■ The problem
Reproduce the listing exactly, with no pictures in your copy.

■ Supplied material
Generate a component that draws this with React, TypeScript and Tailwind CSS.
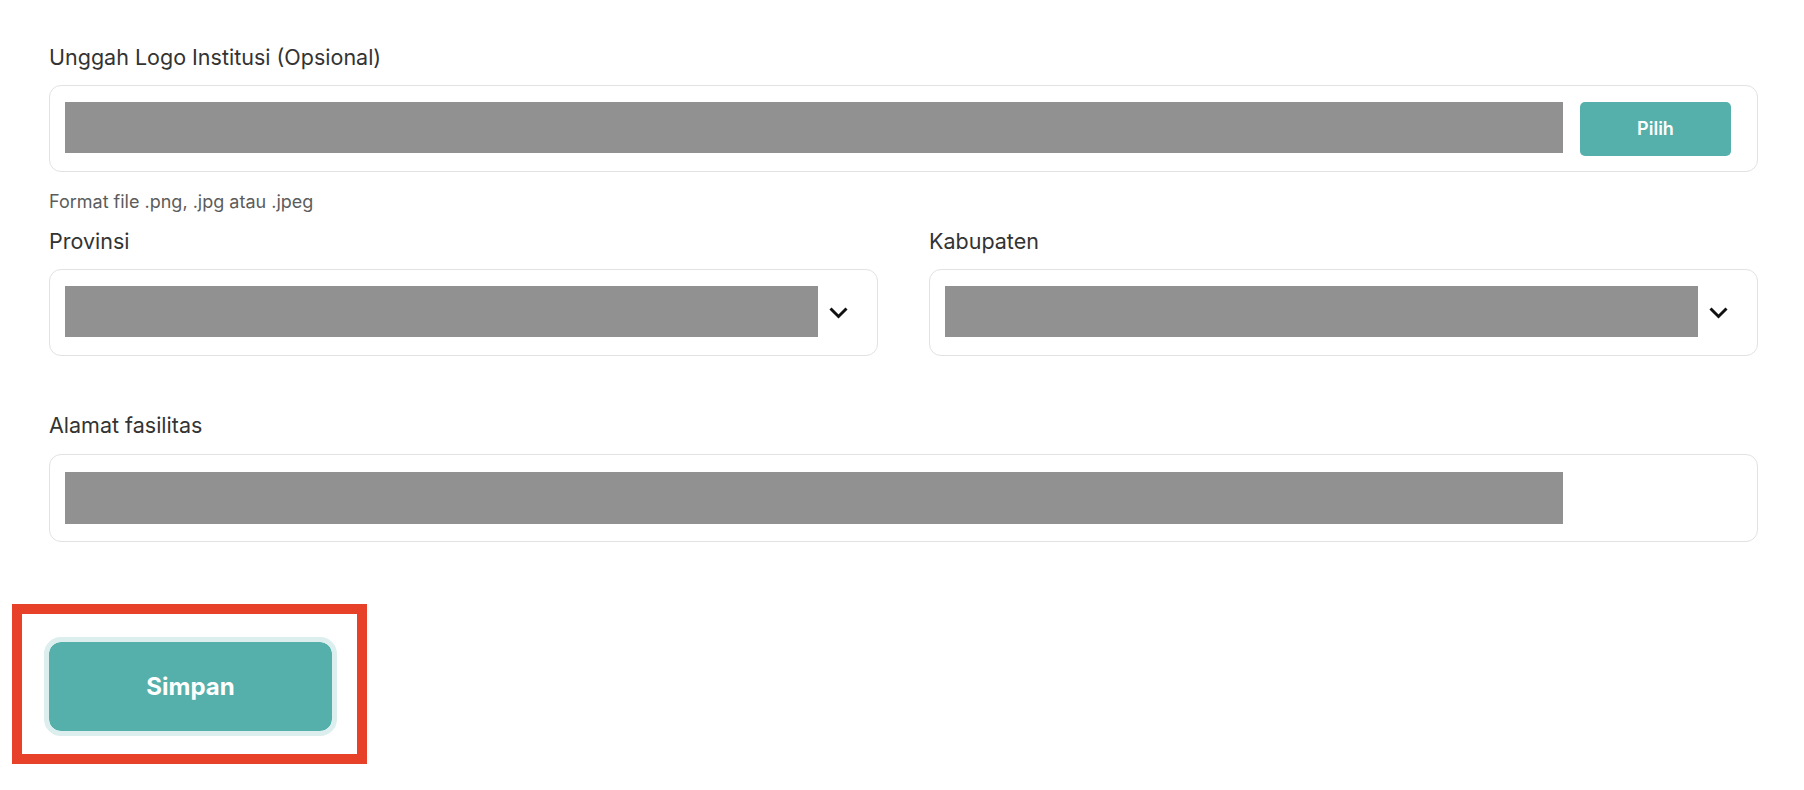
import React from "react";

function Chevron() {
  return (
    <svg width="19" height="12" viewBox="0 0 19 12" className="shrink-0 ml-[11px] mr-[29px]">
      <path d="M1.5 1.5 L9.5 9.5 L17.5 1.5" fill="none" stroke="#111" strokeWidth="3" strokeLinejoin="miter" />
    </svg>
  );
}

function Label({ children, className = "" }: { children: React.ReactNode; className?: string }) {
  return <div className={`text-[21.5px] leading-[28px] text-[#333333] ${className}`}>{children}</div>;
}

export default function App() {
  return (
    <div className="min-h-[790px] w-full bg-white font-['Inter','Liberation_Sans',sans-serif]">
      <div className="pl-[49px] pr-[46px] pt-[43px]">
        <Label className="mb-[14px]">Unggah Logo Institusi (Opsional)</Label>
        <div className="h-[87px] rounded-[12px] border border-[#e2e2e2] flex items-center pl-[15px] pr-[26px]">
          <div className="flex-1 h-[51px] bg-[#919191] -mt-[3px]" />
          <button className="ml-[17px] w-[151px] h-[54px] rounded-[5px] bg-[#55b0ab] text-white text-[18px] font-semibold">
            Pilih
          </button>
        </div>
        <div className="mt-[18px] text-[18px] leading-[24px] text-[#5c5c5c]">Format file .png, .jpg atau .jpeg</div>

        <div className="grid grid-cols-2 gap-x-[51px] mt-[13px]">
          <div>
            <Label className="mb-[14px]">Provinsi</Label>
            <div className="h-[87px] rounded-[12px] border border-[#e2e2e2] flex items-center pl-[15px]">
              <div className="flex-1 h-[51px] bg-[#919191] -mt-[2px]" />
              <Chevron />
            </div>
          </div>
          <div>
            <Label className="mb-[14px]">Kabupaten</Label>
            <div className="h-[87px] rounded-[12px] border border-[#e2e2e2] flex items-center pl-[15px]">
              <div className="flex-1 h-[51px] bg-[#919191] -mt-[2px]" />
              <Chevron />
            </div>
          </div>
        </div>

        <Label className="mt-[55px] mb-[15px]">Alamat fasilitas</Label>
        <div className="h-[88px] rounded-[12px] border border-[#e2e2e2] flex items-center pl-[15px]">
          <div className="w-[1498px] h-[52px] bg-[#919191]" />
        </div>
      </div>

      <div className="ml-[12px] mt-[62px] w-fit border-[10px] border-[#e8412a] pl-[22px] pr-[20px] pt-[23px] pb-[18px]">
        <button className="w-[293px] h-[99px] rounded-[17px] border-[5px] border-[#dceeed] bg-[#55b0ab] bg-clip-padding text-white text-[24px] font-bold flex items-center justify-center">
          Simpan
        </button>
      </div>
    </div>
  );
}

■ Solution for this task
Generate a component that draws this with React, TypeScript and Tailwind CSS.
import React from "react";

function Chevron() {
  return (
    <svg width="19" height="12" viewBox="0 0 19 12" className="shrink-0 ml-[11px] mr-[29px]">
      <path d="M1.5 1.5 L9.5 9.5 L17.5 1.5" fill="none" stroke="#111" strokeWidth="3" strokeLinejoin="miter" />
    </svg>
  );
}

function Label({ children, className = "" }: { children: React.ReactNode; className?: string }) {
  return <div className={`text-[21.5px] leading-[28px] text-[#333333] ${className}`}>{children}</div>;
}

export default function App() {
  return (
    <div className="min-h-[790px] w-full bg-white font-['Inter','Liberation_Sans',sans-serif]">
      <div className="pl-[49px] pr-[46px] pt-[43px]">
        <Label className="mb-[14px]">Unggah Logo Institusi (Opsional)</Label>
        <div className="h-[87px] rounded-[12px] border border-[#e2e2e2] flex items-center pl-[15px] pr-[26px]">
          <div className="flex-1 h-[51px] bg-[#919191] -mt-[3px]" />
          <button className="ml-[17px] w-[151px] h-[54px] rounded-[5px] bg-[#55b0ab] text-white text-[18px] font-semibold">
            Pilih
          </button>
        </div>
        <div className="mt-[18px] text-[18px] leading-[24px] text-[#5c5c5c]">Format file .png, .jpg atau .jpeg</div>

        <div className="grid grid-cols-2 gap-x-[51px] mt-[13px]">
          <div>
            <Label className="mb-[14px]">Provinsi</Label>
            <div className="h-[87px] rounded-[12px] border border-[#e2e2e2] flex items-center pl-[15px]">
              <div className="flex-1 h-[51px] bg-[#919191] -mt-[2px]" />
              <Chevron />
            </div>
          </div>
          <div>
            <Label className="mb-[14px]">Kabupaten</Label>
            <div className="h-[87px] rounded-[12px] border border-[#e2e2e2] flex items-center pl-[15px]">
              <div className="flex-1 h-[51px] bg-[#919191] -mt-[2px]" />
              <Chevron />
            </div>
          </div>
        </div>

        <Label className="mt-[55px] mb-[15px]">Alamat fasilitas</Label>
        <div className="h-[88px] rounded-[12px] border border-[#e2e2e2] flex items-center pl-[15px]">
          <div className="w-[1498px] h-[52px] bg-[#919191]" />
        </div>
      </div>

      <div className="ml-[12px] mt-[62px] w-fit border-[10px] border-[#e8412a] pl-[22px] pr-[20px] pt-[23px] pb-[18px]">
        <button className="w-[293px] h-[99px] rounded-[17px] border-[5px] border-[#dceeed] bg-[#55b0ab] bg-clip-padding text-white text-[24px] font-bold flex items-center justify-center">
          Simpan
        </button>
      </div>
    </div>
  );
}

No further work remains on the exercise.